====== Provided material ======

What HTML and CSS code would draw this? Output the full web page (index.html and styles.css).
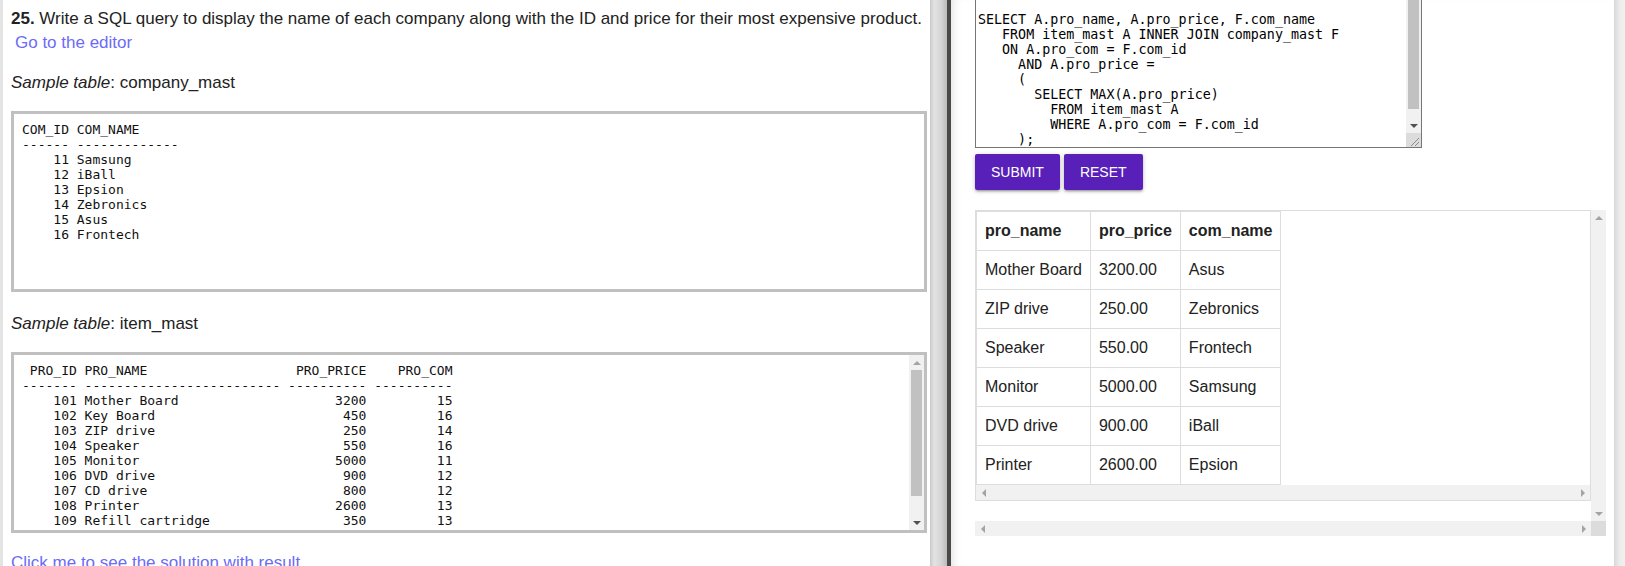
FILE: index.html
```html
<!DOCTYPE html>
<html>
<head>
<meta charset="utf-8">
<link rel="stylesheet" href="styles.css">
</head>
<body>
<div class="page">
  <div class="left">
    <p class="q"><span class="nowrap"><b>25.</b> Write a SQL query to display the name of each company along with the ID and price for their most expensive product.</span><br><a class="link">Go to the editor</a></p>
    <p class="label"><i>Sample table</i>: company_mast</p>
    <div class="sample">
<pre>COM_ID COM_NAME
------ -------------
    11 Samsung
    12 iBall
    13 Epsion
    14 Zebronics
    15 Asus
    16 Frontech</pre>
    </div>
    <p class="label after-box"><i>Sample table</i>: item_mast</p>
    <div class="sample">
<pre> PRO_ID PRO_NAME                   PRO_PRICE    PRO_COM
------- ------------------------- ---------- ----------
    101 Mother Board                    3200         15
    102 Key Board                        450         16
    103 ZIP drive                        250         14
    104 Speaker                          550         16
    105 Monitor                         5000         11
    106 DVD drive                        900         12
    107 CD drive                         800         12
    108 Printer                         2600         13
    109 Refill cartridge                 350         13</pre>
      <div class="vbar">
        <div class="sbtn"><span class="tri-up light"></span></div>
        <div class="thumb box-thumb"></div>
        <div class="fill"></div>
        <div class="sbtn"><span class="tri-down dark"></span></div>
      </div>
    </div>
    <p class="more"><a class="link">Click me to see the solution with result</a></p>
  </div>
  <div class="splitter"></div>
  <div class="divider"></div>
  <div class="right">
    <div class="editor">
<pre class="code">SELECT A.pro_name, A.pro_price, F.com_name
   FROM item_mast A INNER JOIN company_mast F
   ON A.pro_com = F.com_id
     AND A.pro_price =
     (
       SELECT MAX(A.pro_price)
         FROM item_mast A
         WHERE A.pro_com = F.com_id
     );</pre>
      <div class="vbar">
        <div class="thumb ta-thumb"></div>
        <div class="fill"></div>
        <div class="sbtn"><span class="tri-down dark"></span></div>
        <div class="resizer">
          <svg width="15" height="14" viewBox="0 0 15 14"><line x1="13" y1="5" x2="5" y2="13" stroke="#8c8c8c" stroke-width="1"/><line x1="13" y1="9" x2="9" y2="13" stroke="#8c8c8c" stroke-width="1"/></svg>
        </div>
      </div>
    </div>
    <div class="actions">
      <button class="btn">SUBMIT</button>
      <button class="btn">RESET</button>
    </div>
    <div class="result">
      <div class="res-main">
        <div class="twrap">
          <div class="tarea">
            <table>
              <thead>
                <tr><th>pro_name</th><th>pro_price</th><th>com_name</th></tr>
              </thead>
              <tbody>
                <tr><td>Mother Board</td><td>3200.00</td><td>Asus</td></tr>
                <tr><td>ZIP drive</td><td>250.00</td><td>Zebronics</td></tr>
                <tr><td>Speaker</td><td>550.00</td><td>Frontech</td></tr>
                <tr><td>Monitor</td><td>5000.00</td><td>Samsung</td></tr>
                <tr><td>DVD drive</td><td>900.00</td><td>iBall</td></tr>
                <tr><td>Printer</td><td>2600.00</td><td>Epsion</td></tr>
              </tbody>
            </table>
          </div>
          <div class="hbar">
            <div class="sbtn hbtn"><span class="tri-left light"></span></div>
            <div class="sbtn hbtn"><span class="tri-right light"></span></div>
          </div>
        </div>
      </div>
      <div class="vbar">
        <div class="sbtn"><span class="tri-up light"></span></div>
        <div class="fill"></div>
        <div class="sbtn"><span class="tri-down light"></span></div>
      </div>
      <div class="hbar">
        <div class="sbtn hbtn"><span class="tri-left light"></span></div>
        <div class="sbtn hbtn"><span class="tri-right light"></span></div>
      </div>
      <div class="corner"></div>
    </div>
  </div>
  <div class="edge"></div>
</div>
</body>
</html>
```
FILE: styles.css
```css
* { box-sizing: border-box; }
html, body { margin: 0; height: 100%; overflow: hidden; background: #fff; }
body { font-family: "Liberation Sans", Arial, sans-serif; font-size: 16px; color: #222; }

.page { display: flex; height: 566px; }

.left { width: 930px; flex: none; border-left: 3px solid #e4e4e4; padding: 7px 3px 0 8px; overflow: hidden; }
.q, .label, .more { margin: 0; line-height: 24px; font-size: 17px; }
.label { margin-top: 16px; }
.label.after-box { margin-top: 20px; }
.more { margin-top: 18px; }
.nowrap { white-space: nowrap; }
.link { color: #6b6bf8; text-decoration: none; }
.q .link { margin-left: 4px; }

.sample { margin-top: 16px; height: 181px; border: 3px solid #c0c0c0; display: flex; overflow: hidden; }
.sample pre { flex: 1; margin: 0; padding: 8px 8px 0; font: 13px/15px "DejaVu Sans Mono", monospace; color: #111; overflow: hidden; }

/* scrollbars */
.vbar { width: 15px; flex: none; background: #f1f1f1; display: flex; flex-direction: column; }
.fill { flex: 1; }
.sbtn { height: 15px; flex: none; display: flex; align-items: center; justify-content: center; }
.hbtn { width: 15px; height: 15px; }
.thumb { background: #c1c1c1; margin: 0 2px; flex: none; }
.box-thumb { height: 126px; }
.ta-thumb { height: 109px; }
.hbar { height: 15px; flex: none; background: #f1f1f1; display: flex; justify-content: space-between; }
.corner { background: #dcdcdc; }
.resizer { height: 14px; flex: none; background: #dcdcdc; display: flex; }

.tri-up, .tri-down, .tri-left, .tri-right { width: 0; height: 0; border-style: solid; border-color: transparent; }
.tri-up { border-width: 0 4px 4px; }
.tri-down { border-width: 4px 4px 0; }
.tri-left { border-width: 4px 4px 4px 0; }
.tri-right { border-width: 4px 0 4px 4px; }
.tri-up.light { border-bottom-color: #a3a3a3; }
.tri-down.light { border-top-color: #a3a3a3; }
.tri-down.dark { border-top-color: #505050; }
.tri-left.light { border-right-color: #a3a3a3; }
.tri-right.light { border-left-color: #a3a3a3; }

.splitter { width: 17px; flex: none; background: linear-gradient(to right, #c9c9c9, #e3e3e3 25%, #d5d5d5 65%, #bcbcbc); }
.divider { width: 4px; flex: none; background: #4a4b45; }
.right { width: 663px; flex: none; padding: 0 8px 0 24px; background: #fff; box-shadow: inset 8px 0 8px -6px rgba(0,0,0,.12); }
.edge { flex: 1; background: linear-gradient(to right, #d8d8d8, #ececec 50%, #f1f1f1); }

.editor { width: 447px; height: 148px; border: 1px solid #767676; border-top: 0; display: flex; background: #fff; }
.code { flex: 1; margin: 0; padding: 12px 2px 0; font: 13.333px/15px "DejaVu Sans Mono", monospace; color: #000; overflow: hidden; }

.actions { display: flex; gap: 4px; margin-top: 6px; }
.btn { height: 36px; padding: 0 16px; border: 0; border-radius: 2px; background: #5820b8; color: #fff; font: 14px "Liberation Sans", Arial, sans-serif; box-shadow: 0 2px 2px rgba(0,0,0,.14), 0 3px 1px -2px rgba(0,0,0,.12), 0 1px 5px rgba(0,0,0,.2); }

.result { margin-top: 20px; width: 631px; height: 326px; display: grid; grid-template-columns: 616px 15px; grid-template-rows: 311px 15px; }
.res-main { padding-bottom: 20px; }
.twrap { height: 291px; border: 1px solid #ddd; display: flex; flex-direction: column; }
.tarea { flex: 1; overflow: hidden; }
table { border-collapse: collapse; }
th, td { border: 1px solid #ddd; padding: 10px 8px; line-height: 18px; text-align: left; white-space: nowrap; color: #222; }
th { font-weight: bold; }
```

======

Give an exact reproduction of every line, leaving out any picture.

What HTML and CSS code would draw this? Output the full web page (index.html and styles.css).
FILE: index.html
```html
<!DOCTYPE html>
<html>
<head>
<meta charset="utf-8">
<link rel="stylesheet" href="styles.css">
</head>
<body>
<div class="page">
  <div class="left">
    <p class="q"><span class="nowrap"><b>25.</b> Write a SQL query to display the name of each company along with the ID and price for their most expensive product.</span><br><a class="link">Go to the editor</a></p>
    <p class="label"><i>Sample table</i>: company_mast</p>
    <div class="sample">
<pre>COM_ID COM_NAME
------ -------------
    11 Samsung
    12 iBall
    13 Epsion
    14 Zebronics
    15 Asus
    16 Frontech</pre>
    </div>
    <p class="label after-box"><i>Sample table</i>: item_mast</p>
    <div class="sample">
<pre> PRO_ID PRO_NAME                   PRO_PRICE    PRO_COM
------- ------------------------- ---------- ----------
    101 Mother Board                    3200         15
    102 Key Board                        450         16
    103 ZIP drive                        250         14
    104 Speaker                          550         16
    105 Monitor                         5000         11
    106 DVD drive                        900         12
    107 CD drive                         800         12
    108 Printer                         2600         13
    109 Refill cartridge                 350         13</pre>
      <div class="vbar">
        <div class="sbtn"><span class="tri-up light"></span></div>
        <div class="thumb box-thumb"></div>
        <div class="fill"></div>
        <div class="sbtn"><span class="tri-down dark"></span></div>
      </div>
    </div>
    <p class="more"><a class="link">Click me to see the solution with result</a></p>
  </div>
  <div class="splitter"></div>
  <div class="divider"></div>
  <div class="right">
    <div class="editor">
<pre class="code">SELECT A.pro_name, A.pro_price, F.com_name
   FROM item_mast A INNER JOIN company_mast F
   ON A.pro_com = F.com_id
     AND A.pro_price =
     (
       SELECT MAX(A.pro_price)
         FROM item_mast A
         WHERE A.pro_com = F.com_id
     );</pre>
      <div class="vbar">
        <div class="thumb ta-thumb"></div>
        <div class="fill"></div>
        <div class="sbtn"><span class="tri-down dark"></span></div>
        <div class="resizer">
          <svg width="15" height="14" viewBox="0 0 15 14"><line x1="13" y1="5" x2="5" y2="13" stroke="#8c8c8c" stroke-width="1"/><line x1="13" y1="9" x2="9" y2="13" stroke="#8c8c8c" stroke-width="1"/></svg>
        </div>
      </div>
    </div>
    <div class="actions">
      <button class="btn">SUBMIT</button>
      <button class="btn">RESET</button>
    </div>
    <div class="result">
      <div class="res-main">
        <div class="twrap">
          <div class="tarea">
            <table>
              <thead>
                <tr><th>pro_name</th><th>pro_price</th><th>com_name</th></tr>
              </thead>
              <tbody>
                <tr><td>Mother Board</td><td>3200.00</td><td>Asus</td></tr>
                <tr><td>ZIP drive</td><td>250.00</td><td>Zebronics</td></tr>
                <tr><td>Speaker</td><td>550.00</td><td>Frontech</td></tr>
                <tr><td>Monitor</td><td>5000.00</td><td>Samsung</td></tr>
                <tr><td>DVD drive</td><td>900.00</td><td>iBall</td></tr>
                <tr><td>Printer</td><td>2600.00</td><td>Epsion</td></tr>
              </tbody>
            </table>
          </div>
          <div class="hbar">
            <div class="sbtn hbtn"><span class="tri-left light"></span></div>
            <div class="sbtn hbtn"><span class="tri-right light"></span></div>
          </div>
        </div>
      </div>
      <div class="vbar">
        <div class="sbtn"><span class="tri-up light"></span></div>
        <div class="fill"></div>
        <div class="sbtn"><span class="tri-down light"></span></div>
      </div>
      <div class="hbar">
        <div class="sbtn hbtn"><span class="tri-left light"></span></div>
        <div class="sbtn hbtn"><span class="tri-right light"></span></div>
      </div>
      <div class="corner"></div>
    </div>
  </div>
  <div class="edge"></div>
</div>
</body>
</html>
```
FILE: styles.css
```css
* { box-sizing: border-box; }
html, body { margin: 0; height: 100%; overflow: hidden; background: #fff; }
body { font-family: "Liberation Sans", Arial, sans-serif; font-size: 16px; color: #222; }

.page { display: flex; height: 566px; }

.left { width: 930px; flex: none; border-left: 3px solid #e4e4e4; padding: 7px 3px 0 8px; overflow: hidden; }
.q, .label, .more { margin: 0; line-height: 24px; font-size: 17px; }
.label { margin-top: 16px; }
.label.after-box { margin-top: 20px; }
.more { margin-top: 18px; }
.nowrap { white-space: nowrap; }
.link { color: #6b6bf8; text-decoration: none; }
.q .link { margin-left: 4px; }

.sample { margin-top: 16px; height: 181px; border: 3px solid #c0c0c0; display: flex; overflow: hidden; }
.sample pre { flex: 1; margin: 0; padding: 8px 8px 0; font: 13px/15px "DejaVu Sans Mono", monospace; color: #111; overflow: hidden; }

/* scrollbars */
.vbar { width: 15px; flex: none; background: #f1f1f1; display: flex; flex-direction: column; }
.fill { flex: 1; }
.sbtn { height: 15px; flex: none; display: flex; align-items: center; justify-content: center; }
.hbtn { width: 15px; height: 15px; }
.thumb { background: #c1c1c1; margin: 0 2px; flex: none; }
.box-thumb { height: 126px; }
.ta-thumb { height: 109px; }
.hbar { height: 15px; flex: none; background: #f1f1f1; display: flex; justify-content: space-between; }
.corner { background: #dcdcdc; }
.resizer { height: 14px; flex: none; background: #dcdcdc; display: flex; }

.tri-up, .tri-down, .tri-left, .tri-right { width: 0; height: 0; border-style: solid; border-color: transparent; }
.tri-up { border-width: 0 4px 4px; }
.tri-down { border-width: 4px 4px 0; }
.tri-left { border-width: 4px 4px 4px 0; }
.tri-right { border-width: 4px 0 4px 4px; }
.tri-up.light { border-bottom-color: #a3a3a3; }
.tri-down.light { border-top-color: #a3a3a3; }
.tri-down.dark { border-top-color: #505050; }
.tri-left.light { border-right-color: #a3a3a3; }
.tri-right.light { border-left-color: #a3a3a3; }

.splitter { width: 17px; flex: none; background: linear-gradient(to right, #c9c9c9, #e3e3e3 25%, #d5d5d5 65%, #bcbcbc); }
.divider { width: 4px; flex: none; background: #4a4b45; }
.right { width: 663px; flex: none; padding: 0 8px 0 24px; background: #fff; box-shadow: inset 8px 0 8px -6px rgba(0,0,0,.12); }
.edge { flex: 1; background: linear-gradient(to right, #d8d8d8, #ececec 50%, #f1f1f1); }

.editor { width: 447px; height: 148px; border: 1px solid #767676; border-top: 0; display: flex; background: #fff; }
.code { flex: 1; margin: 0; padding: 12px 2px 0; font: 13.333px/15px "DejaVu Sans Mono", monospace; color: #000; overflow: hidden; }

.actions { display: flex; gap: 4px; margin-top: 6px; }
.btn { height: 36px; padding: 0 16px; border: 0; border-radius: 2px; background: #5820b8; color: #fff; font: 14px "Liberation Sans", Arial, sans-serif; box-shadow: 0 2px 2px rgba(0,0,0,.14), 0 3px 1px -2px rgba(0,0,0,.12), 0 1px 5px rgba(0,0,0,.2); }

.result { margin-top: 20px; width: 631px; height: 326px; display: grid; grid-template-columns: 616px 15px; grid-template-rows: 311px 15px; }
.res-main { padding-bottom: 20px; }
.twrap { height: 291px; border: 1px solid #ddd; display: flex; flex-direction: column; }
.tarea { flex: 1; overflow: hidden; }
table { border-collapse: collapse; }
th, td { border: 1px solid #ddd; padding: 10px 8px; line-height: 18px; text-align: left; white-space: nowrap; color: #222; }
th { font-weight: bold; }
```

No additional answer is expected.